Wednesday, August 31, 2016


A special poll on Breitbart reveals that a lot of Americans are against handing over the web to an awful body like the UN, although there's still more who may not be fully aware of what could happen:
There is overwhelming opposition to President Barack Obama’s plan to hand over control of the Internet to an international advisory body, 41 percent against with 14 percent supporting, according to the Breitbart/Gravis poll of 1,493 likely voters released Friday.

“In addition to the high oppostion, the 44 percent who are unsure really means that many, many Americans are not following the story,” said Doug Kaplan, the managing partner of Gravis Marketing, the Florida-based firm that executed the poll. The poll carries a margin of error of 2.5 percent.
Clearly, there's need to let a lot more people know about the ramifications of this awful move.
Kaplan said as a follow up, respondents, who were opposed to the handover were asked: “Is this an example of America’s weakening leadership in the world?”

Seventy-five percent of the likely voters who said they opposed the U.S. handing over control of the Internet said it was an example of “America’s weakening leadership in the world,” he said.

[...] Rick Manning, the president of Americans for Limited Government, told Breitbart News the handover should be bigger news.

“It is a big deal, because it ends First Amendment protections over the web,” he said.

“Right now, the only real protection that exists on the web is not from Facebook, Google, Yahoo or even Breitbart, but it is from the U.S. government contract with ICANN which means that ICANN cannot limit speech by arranging contracts with GoDaddy and others,” he said.

As long as ICANN is working under the cover of the federal government and the protections guarateed in the Constitution, the Internet remains free, he said.

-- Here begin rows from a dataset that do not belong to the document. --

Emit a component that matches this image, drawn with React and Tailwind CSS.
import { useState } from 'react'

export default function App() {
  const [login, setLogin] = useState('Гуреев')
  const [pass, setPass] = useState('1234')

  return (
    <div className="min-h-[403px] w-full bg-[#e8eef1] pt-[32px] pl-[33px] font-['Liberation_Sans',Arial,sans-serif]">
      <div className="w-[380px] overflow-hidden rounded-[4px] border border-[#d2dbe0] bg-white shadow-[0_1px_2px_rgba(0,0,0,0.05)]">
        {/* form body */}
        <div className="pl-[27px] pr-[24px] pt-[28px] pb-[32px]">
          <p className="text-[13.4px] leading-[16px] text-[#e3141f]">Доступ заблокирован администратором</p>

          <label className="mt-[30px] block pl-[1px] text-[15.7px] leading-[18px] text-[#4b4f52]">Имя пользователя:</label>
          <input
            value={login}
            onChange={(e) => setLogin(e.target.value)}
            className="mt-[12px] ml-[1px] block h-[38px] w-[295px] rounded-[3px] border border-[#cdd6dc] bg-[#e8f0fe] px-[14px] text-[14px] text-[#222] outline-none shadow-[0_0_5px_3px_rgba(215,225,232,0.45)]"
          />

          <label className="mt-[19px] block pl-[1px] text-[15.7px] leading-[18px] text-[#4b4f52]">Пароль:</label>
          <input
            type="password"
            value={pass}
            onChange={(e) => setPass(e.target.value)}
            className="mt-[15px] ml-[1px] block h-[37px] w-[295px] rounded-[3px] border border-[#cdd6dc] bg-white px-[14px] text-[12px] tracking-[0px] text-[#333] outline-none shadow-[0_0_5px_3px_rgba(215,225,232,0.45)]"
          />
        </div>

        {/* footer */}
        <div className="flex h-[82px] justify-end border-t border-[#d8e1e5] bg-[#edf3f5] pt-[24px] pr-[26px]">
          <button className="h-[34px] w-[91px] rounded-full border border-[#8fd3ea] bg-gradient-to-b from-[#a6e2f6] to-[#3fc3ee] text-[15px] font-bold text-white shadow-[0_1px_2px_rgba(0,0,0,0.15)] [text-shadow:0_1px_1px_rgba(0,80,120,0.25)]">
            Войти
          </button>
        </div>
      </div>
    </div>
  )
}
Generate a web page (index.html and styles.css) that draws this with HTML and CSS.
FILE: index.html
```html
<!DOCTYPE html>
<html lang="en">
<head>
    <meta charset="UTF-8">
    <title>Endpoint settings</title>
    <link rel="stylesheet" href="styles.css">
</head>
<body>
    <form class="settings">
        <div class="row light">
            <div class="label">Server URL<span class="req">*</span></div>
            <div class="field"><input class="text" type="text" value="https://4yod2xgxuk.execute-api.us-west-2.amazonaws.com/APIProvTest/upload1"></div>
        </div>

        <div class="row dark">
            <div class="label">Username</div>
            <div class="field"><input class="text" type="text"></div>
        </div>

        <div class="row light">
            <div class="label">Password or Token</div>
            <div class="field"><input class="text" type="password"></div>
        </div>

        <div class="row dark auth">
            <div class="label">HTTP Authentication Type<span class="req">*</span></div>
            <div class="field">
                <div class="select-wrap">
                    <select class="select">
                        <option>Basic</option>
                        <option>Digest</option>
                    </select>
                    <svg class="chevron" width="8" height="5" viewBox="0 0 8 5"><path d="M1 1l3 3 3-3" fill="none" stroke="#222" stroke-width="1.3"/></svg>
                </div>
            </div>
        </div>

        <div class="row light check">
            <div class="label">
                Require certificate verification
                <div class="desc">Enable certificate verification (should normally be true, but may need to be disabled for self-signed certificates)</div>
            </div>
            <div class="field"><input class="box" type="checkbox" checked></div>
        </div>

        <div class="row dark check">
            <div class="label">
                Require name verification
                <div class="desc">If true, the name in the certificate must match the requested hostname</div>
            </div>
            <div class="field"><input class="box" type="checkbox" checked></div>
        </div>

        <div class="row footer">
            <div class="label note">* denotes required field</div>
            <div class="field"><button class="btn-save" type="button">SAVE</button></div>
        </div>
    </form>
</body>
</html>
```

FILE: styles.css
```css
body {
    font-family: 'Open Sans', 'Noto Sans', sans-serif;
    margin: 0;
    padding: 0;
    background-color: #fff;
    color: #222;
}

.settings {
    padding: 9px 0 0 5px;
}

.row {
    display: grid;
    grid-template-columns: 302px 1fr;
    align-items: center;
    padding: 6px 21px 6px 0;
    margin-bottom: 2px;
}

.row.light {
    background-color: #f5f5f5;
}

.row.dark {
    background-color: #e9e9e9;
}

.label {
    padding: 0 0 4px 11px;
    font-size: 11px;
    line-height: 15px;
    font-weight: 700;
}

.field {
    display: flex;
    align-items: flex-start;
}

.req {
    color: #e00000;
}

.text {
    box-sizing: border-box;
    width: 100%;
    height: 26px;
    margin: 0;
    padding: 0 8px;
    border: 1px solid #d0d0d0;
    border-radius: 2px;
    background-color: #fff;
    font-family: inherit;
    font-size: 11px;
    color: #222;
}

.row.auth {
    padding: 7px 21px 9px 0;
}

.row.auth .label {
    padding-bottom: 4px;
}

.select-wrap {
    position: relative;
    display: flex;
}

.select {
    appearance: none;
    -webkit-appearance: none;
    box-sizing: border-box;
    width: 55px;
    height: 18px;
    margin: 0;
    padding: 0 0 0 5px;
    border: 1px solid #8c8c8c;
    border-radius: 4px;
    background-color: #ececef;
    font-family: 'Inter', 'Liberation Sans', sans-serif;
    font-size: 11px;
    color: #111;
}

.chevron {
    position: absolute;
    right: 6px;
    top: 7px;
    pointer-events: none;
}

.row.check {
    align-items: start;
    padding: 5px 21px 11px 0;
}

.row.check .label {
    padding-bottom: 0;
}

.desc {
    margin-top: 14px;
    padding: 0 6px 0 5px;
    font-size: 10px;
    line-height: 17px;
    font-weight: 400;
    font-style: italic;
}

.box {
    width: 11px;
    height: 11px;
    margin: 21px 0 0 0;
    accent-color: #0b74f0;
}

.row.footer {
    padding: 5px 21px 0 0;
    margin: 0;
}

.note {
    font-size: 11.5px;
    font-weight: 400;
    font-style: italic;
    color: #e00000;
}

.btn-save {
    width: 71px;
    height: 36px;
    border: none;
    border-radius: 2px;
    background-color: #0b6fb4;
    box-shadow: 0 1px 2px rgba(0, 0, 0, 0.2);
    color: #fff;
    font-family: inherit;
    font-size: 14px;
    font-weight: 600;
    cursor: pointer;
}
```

Once the contract expires, there is nothing to stop ICANN from hiring Lois Lerner to take down all the sites that belong to the Tea Party or advocates for gun rights.
Not just Lerner. Even Islamic dictatorships could damage sites opposing their ideology. This is why I think, at the same time, that some countries with rationale should start setting up companies similar to ICANN and provide name/number service themselves. That could help add competition for the market. For now, it's simply unacceptable if the UN gets any access the internet, and that's why every sane person should oppose the move.